Scale changes the management model

One of the clearest differences is simply the scale of operations. Master-planned communities often include broader infrastructure, more shared assets, more vendors, more residents, and more board questions than a smaller neighborhood association. Roads, drainage, trails, entry features, recreation complexes, event spaces, and other major assets create a management workload that feels closer to running a small district than a conventional subdivision.

That larger footprint also changes the consequences of ordinary problems. A communication miss, a vendor failure, or a maintenance delay affects more people and usually has more visible ripple effects.

Layered governance creates more coordination work

Many master-planned communities do not operate as a single flat association. They often include a master association and one or more sub-associations, each with different responsibilities, boards, budgets, and documents. That structure creates necessary specialization, but it also increases the need for coordination.

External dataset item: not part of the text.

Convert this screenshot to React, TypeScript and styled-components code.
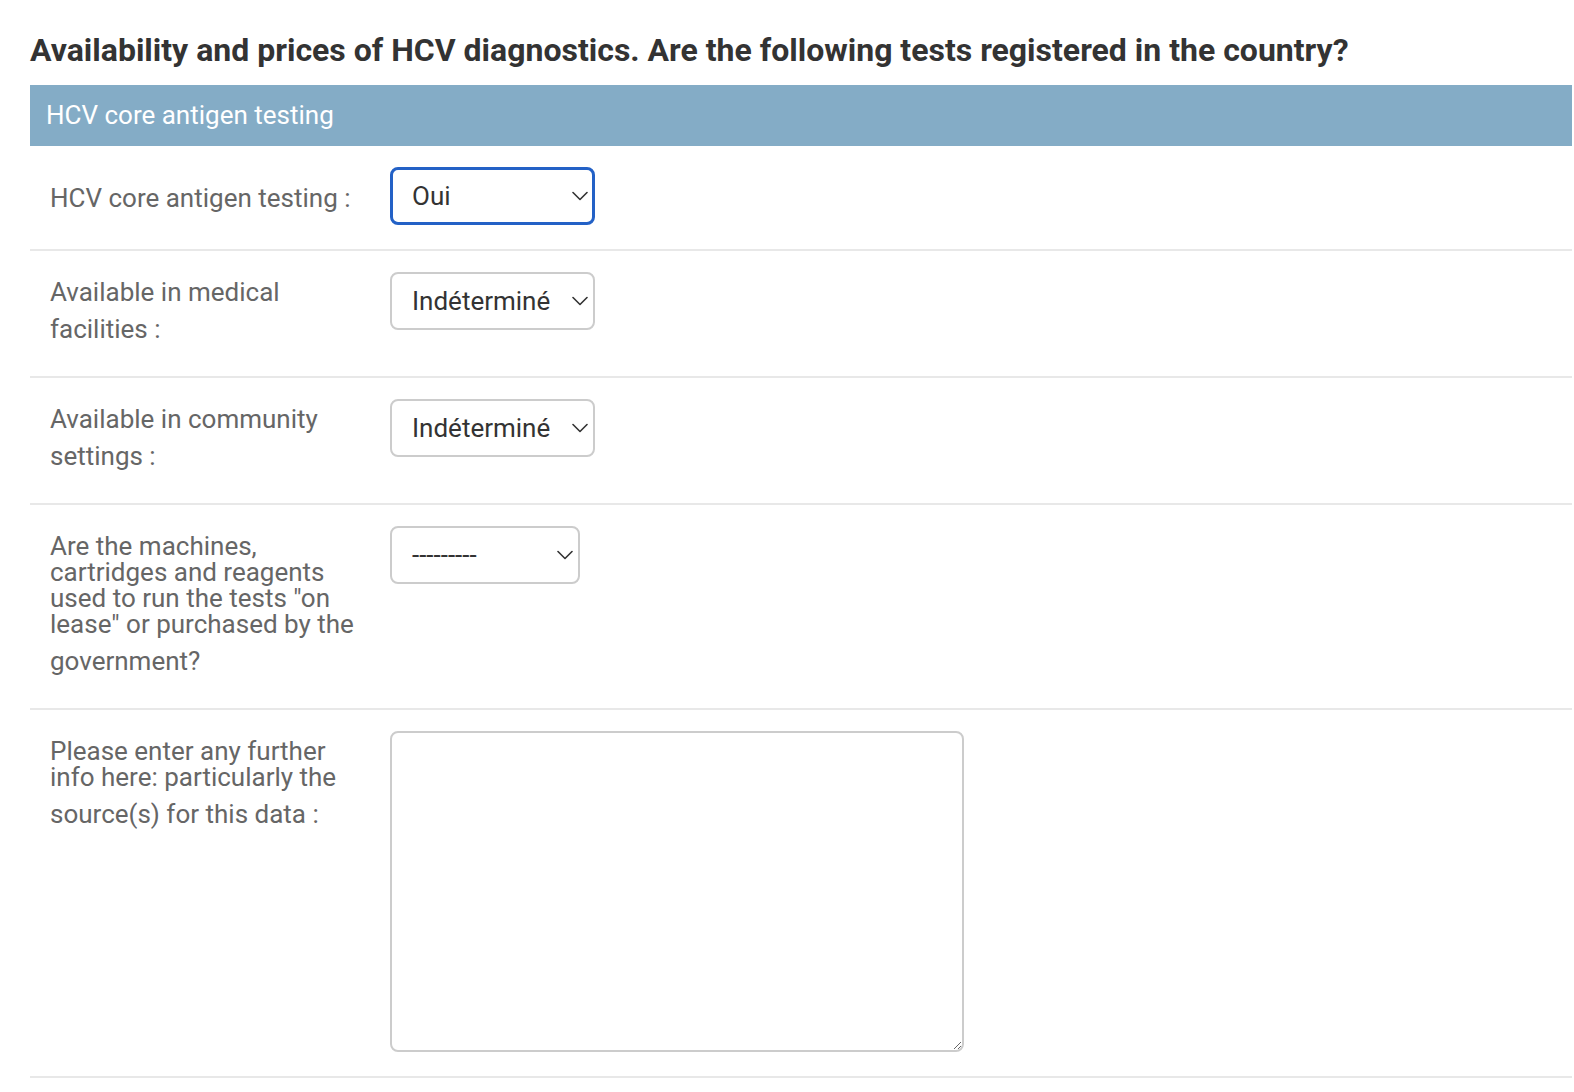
import React from "react";
import styled, { createGlobalStyle, css } from "styled-components";

const Global = createGlobalStyle`
  html, body { margin: 0; padding: 0; background: #fff; }
  body { font-family: Roboto, "Liberation Sans", sans-serif; color: #333; }
  * { box-sizing: border-box; }
`;

const Page = styled.div`
  padding: 0 2px 0 30px;
`;

const Title = styled.h1`
  margin: 0 0 15px;
  padding-top: 30px;
  font-size: 32px;
  line-height: 40px;
  font-weight: 700;
  color: #333;
`;

const Fieldset = styled.fieldset`
  margin: 0;
  padding: 0;
  border: 0;
  min-width: 0;
`;

const Legend = styled.h2`
  margin: 0;
  padding: 16px;
  font-size: 26px;
  line-height: 29px;
  font-weight: 400;
  color: #fff;
  background: #84acc6;
`;

const Row = styled.div`
  display: flex;
  align-items: flex-start;
  padding: 20px 20px 19px;
  border-bottom: 2px solid #e8e8e8;
`;

const Label = styled.label`
  flex: 0 0 340px;
  width: 340px;
  padding: 8px 20px 0 0;
  font-size: 26px;
  line-height: 26px;
  color: #666;
  word-wrap: break-word;
  &::after {
    content: "";
    display: inline-block;
    vertical-align: middle;
    height: 52px;
  }
`;

const Field = styled.div`
  padding-top: 1px;
  min-height: 64px;
`;

const SelectBox = styled.div<{ $w: number }>`
  position: relative;
  width: ${(p) => p.$w}px;
`;

const Select = styled.select<{ $focused?: boolean }>`
  appearance: none;
  -webkit-appearance: none;
  display: block;
  width: 100%;
  height: 58px;
  margin: 0;
  padding: 0 40px 0 20px;
  border: 2px solid #ccc;
  border-radius: 8px;
  background: #fff;
  font-family: Roboto, "Liberation Sans", sans-serif;
  font-size: 26px;
  color: #333;
  outline: none;
  ${(p) =>
    p.$focused &&
    css`
      border: 3px solid #2361c6;
      padding-left: 19px;
    `}
`;

const Chevron = styled.svg`
  position: absolute;
  right: 7px;
  top: 50%;
  margin-top: -5px;
  width: 16px;
  height: 10px;
  pointer-events: none;
`;

const TextArea = styled.textarea`
  display: block;
  width: 574px;
  height: 321px;
  margin: 0 0 5px;
  padding: 4px 12px;
  border: 2px solid #ccc;
  border-radius: 8px;
  font-family: Roboto, "Liberation Sans", sans-serif;
  font-size: 26px;
  color: #333;
  outline: none;
`;

const Arrow = () => (
  <Chevron viewBox="0 0 16 10">
    <path d="M1 1.5 L8 8.5 L15 1.5" fill="none" stroke="#333" strokeWidth="1.6" strokeLinecap="round" strokeLinejoin="round" />
  </Chevron>
);

const SelectField: React.FC<{ value: string; options: string[]; width: number; focused?: boolean }> = ({
  value,
  options,
  width,
  focused,
}) => (
  <Field>
    <SelectBox $w={width}>
      <Select $focused={focused} defaultValue={value}>
        {options.map((o) => (
          <option key={o} value={o}>
            {o}
          </option>
        ))}
      </Select>
      <Arrow />
    </SelectBox>
  </Field>
);

const yesNo = ["Indéterminé", "Oui", "Non"];

export default function App() {
  return (
    <>
      <Global />
      <Page>
        <Title>Availability and prices of HCV diagnostics. Are the following tests registered in the country?</Title>
        <Fieldset>
          <Legend>HCV core antigen testing</Legend>
          <Row>
            <Label>HCV core antigen testing :</Label>
            <SelectField value="Oui" options={yesNo} width={205} focused />
          </Row>
          <Row>
            <Label>Available in medical facilities :</Label>
            <SelectField value="Indéterminé" options={yesNo} width={205} />
          </Row>
          <Row>
            <Label>Available in community settings :</Label>
            <SelectField value="Indéterminé" options={yesNo} width={205} />
          </Row>
          <Row>
            <Label>Are the machines, cartridges and reagents used to run the tests "on lease" or purchased by the government?</Label>
            <SelectField value="---------" options={["---------", "On lease", "Purchased"]} width={190} />
          </Row>
          <Row>
            <Label>Please enter any further info here: particularly the source(s) for this data :</Label>
            <Field>
              <TextArea />
            </Field>
          </Row>
        </Fieldset>
      </Page>
    </>
  );
}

Questions about who pays for what, who maintains which asset, and which board has authority over a given issue can slow decisions if roles are not clearly organized. That is one reason boards in these communities often need stronger clarity around master and sub-association responsibilities.

Phased development affects current governance

Many master-planned communities are not finished when residents begin living there. Amenities may open in stages. New neighborhoods may still be under construction. Developer rights may remain active for years. That means the board is not just governing a static community. It is governing a place that is still evolving.

This changes budgeting, reserve planning, resident communication, and expectations management. Boards often need to think about both current operations and how future phases will affect infrastructure, amenities, staffing, and ownership experience. Communities dealing with that reality directly should also connect this topic to phased development governance.

Communication demands are broader and more layered

In a smaller association, communication may mostly flow between one board, management, and residents. In a master-planned community, communication often spans several groups at once: master board members, sub-association leaders, management, residents, vendors, developers, and committees. The board must think not only about what needs to be said, but which layer needs to hear it and who owns the message.

That is why communication systems tend to matter more in master-planned communities. Without them, even good decisions can feel inconsistent or confusing. This is especially true when projects, rules, or service changes affect more than one segment of the community.

Vendor and infrastructure complexity raise the stakes

Master-planned communities typically rely on more vendors and more specialized service scopes. Landscaping, security, pool systems, irrigation, access control, clubhouse operations, trails, and capital projects all require coordination. Oversight is harder when different vendors touch overlapping parts of the community or when multiple neighborhoods are affected by one system-level problem.

That complexity is one reason boards often benefit from more structured vendor coordination and from clearer infrastructure planning. It also shapes how the board approaches long-term reserve obligations, particularly in communities with extensive common-area systems.

Management has to support both today and the long view

The board in a master-planned community is usually balancing daily resident issues with longer-horizon planning. It still has to handle meeting packets, vendor follow-up, and owner concerns. But it also has to think about phased governance, capital planning, infrastructure stewardship, and how community standards hold together over time.

That is why the right management model needs to support both operational execution and strategic visibility. Boards should not have to choose between basic responsiveness and long-range discipline. In master-planned communities, both are essential.

FAQ

Why is master-planned community management more complex than ordinary HOA management?

Because these communities often have more shared assets, more residents, more amenities, broader infrastructure, and layered governance that create more coordination work and higher operating complexity.

Does every master-planned community have sub-associations?

No, but many do. Layered governance is common because different neighborhoods or property types often need separate budgets or localized oversight within the larger community.

How does phased development affect management?

It means the board may be managing completed sections while later phases are still being built, which affects communication, budgeting, amenities, reserve planning, and coordination with the developer.

Master-planned community management is different because the board is usually governing more than a neighborhood. It is governing a layered, evolving system of assets, people, rules, and expectations that requires stronger structure than standard association workflows can usually provide on their own.